══ Supplied information ══

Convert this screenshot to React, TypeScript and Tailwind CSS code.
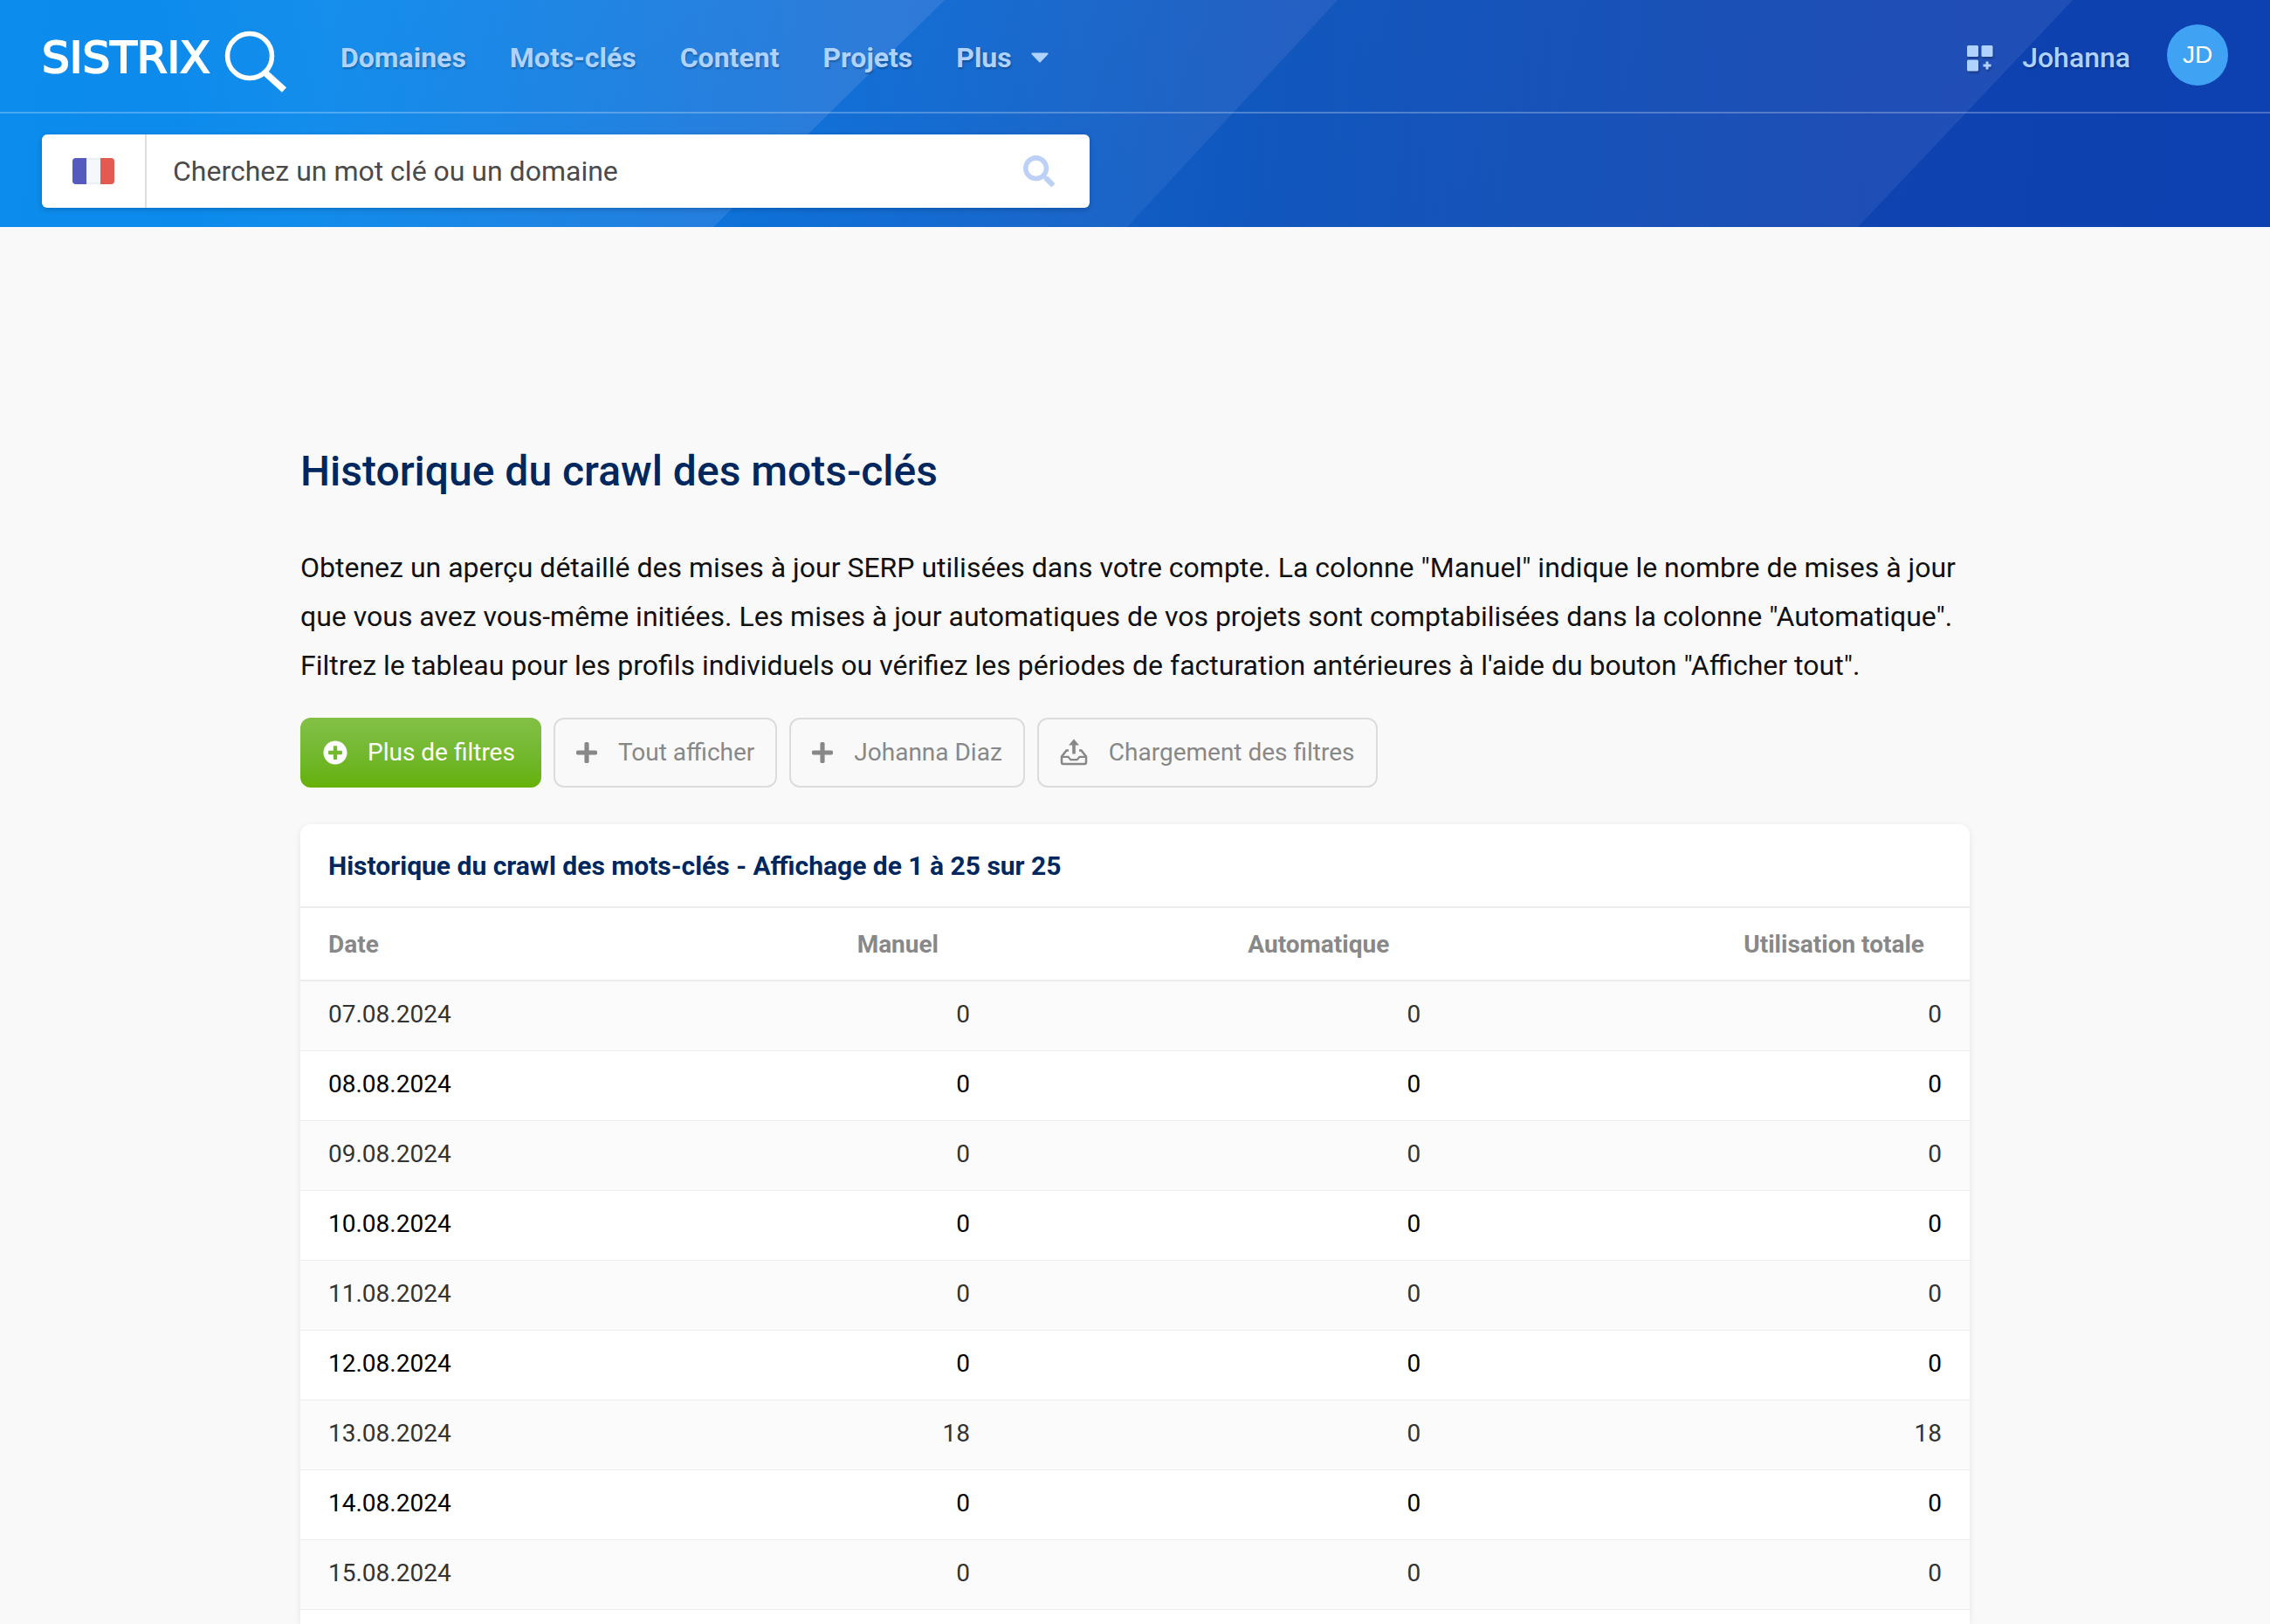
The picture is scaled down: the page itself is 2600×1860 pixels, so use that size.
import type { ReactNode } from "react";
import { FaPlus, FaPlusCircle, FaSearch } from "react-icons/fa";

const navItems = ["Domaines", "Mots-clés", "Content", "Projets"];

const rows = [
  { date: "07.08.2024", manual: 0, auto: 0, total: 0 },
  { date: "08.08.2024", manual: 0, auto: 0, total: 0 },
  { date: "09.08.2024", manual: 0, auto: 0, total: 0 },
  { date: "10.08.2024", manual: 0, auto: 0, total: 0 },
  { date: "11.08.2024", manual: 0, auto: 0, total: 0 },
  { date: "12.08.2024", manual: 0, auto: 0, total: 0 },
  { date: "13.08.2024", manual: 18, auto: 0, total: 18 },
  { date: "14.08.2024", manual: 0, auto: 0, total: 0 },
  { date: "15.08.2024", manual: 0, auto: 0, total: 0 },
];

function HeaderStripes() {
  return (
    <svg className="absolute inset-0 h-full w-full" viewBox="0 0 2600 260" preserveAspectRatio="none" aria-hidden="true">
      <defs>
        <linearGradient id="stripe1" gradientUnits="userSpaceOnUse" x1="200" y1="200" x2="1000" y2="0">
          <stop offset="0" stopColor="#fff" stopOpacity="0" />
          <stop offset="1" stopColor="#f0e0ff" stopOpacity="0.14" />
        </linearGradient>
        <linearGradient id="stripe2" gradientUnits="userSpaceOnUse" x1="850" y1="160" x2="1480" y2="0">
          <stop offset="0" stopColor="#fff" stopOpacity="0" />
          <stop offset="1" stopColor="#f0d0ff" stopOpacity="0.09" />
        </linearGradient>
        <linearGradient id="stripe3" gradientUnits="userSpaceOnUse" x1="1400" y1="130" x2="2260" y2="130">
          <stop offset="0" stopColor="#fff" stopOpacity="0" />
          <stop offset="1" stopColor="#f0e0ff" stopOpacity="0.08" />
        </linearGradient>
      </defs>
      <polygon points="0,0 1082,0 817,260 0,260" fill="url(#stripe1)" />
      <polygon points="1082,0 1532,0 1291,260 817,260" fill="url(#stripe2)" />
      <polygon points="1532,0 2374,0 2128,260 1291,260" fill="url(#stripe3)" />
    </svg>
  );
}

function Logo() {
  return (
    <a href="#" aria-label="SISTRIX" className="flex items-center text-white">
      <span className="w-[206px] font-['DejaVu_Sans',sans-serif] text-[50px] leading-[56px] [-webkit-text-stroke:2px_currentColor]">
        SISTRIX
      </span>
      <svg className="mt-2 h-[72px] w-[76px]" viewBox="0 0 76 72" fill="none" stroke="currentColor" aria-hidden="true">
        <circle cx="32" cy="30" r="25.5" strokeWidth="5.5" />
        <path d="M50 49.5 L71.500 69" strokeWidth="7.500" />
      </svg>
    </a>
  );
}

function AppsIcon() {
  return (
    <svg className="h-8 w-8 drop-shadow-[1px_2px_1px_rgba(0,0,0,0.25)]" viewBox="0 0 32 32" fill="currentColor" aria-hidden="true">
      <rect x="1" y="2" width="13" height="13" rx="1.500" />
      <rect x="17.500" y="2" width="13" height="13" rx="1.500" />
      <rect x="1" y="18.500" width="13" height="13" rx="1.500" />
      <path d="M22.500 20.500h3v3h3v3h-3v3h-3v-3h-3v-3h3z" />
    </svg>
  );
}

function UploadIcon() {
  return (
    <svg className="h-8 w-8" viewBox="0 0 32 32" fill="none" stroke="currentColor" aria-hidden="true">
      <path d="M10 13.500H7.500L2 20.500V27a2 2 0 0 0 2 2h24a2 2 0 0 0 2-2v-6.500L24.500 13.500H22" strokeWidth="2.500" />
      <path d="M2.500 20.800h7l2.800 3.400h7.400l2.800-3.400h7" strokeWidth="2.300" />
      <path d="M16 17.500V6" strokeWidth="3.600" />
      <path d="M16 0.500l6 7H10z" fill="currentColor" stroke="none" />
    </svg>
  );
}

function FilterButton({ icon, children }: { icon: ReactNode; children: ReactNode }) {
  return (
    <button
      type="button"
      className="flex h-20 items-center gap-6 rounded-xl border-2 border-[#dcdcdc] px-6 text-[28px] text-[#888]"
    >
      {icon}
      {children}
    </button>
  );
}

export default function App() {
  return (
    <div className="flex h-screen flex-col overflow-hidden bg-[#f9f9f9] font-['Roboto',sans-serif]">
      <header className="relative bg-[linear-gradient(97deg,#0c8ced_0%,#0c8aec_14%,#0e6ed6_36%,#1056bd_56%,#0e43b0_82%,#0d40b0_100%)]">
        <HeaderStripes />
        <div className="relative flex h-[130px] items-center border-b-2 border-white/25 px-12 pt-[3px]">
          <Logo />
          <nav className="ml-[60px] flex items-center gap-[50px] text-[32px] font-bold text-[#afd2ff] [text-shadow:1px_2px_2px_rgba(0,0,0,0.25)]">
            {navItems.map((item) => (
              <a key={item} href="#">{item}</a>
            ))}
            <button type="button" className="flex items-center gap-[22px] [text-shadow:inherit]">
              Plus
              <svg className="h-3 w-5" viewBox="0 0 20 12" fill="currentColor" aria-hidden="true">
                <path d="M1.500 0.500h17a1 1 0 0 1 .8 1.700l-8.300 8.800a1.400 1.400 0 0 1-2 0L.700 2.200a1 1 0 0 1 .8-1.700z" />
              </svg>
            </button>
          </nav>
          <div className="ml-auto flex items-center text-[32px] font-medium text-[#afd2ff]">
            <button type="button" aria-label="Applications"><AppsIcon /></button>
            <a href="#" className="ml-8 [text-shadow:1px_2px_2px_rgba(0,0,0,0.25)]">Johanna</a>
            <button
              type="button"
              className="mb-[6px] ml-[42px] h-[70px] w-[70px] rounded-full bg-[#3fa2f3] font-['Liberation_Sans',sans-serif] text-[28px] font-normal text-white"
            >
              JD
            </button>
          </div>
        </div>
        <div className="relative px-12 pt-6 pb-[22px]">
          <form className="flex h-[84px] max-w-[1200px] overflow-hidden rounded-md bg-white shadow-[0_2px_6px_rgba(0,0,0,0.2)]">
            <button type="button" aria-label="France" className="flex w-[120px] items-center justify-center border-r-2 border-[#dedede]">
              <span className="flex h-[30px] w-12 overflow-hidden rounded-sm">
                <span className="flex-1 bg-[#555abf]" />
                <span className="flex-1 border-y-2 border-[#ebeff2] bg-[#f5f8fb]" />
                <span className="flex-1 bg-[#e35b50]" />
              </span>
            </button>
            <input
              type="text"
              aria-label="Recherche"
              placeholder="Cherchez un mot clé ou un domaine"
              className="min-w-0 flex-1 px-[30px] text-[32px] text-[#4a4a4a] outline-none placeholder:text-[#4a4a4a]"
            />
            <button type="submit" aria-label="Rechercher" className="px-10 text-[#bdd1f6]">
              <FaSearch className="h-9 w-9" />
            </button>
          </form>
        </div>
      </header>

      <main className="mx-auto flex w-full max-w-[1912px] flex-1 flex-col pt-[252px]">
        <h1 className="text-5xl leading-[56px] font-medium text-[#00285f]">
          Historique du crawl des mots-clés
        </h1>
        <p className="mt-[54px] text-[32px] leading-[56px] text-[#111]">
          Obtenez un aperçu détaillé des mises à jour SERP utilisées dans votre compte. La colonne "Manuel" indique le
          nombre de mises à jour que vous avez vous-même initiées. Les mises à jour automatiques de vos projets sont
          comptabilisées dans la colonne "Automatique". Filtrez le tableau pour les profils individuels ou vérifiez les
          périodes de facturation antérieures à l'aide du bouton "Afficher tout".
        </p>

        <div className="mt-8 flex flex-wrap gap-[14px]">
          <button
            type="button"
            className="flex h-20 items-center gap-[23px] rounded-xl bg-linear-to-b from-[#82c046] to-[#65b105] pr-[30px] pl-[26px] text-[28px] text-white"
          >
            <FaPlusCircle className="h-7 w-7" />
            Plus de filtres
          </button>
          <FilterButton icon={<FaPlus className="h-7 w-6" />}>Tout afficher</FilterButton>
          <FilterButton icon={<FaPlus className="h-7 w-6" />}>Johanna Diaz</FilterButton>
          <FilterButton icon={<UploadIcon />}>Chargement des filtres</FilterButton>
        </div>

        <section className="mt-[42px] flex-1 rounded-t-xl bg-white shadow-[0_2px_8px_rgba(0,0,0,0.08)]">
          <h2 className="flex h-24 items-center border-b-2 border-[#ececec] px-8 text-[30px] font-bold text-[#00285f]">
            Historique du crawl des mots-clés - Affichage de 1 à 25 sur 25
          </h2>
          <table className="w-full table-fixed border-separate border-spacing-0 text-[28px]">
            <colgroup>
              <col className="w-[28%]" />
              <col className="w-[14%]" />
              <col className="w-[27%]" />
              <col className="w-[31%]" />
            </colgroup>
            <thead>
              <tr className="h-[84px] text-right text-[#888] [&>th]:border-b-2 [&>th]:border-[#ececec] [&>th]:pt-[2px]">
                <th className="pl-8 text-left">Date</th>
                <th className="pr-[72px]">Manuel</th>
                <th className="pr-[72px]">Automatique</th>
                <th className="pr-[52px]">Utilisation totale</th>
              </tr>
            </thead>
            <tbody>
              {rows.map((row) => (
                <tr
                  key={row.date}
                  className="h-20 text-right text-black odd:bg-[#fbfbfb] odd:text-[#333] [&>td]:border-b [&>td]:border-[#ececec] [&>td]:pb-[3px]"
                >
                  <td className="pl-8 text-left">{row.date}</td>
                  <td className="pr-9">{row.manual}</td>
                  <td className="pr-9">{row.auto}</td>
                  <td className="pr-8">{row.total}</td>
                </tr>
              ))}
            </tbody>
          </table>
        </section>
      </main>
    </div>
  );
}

═══

Task to carry out -
Return exactly what appears from the opening line of the material through the line with "FaPlus, FaPlusCircle, FaSearch", apart from the pictures.

Result of the exercise -
Convert this screenshot to React, TypeScript and Tailwind CSS code.
The picture is scaled down: the page itself is 2600×1860 pixels, so use that size.
import type { ReactNode } from "react";
import { FaPlus, FaPlusCircle, FaSearch } from "react-icons/fa";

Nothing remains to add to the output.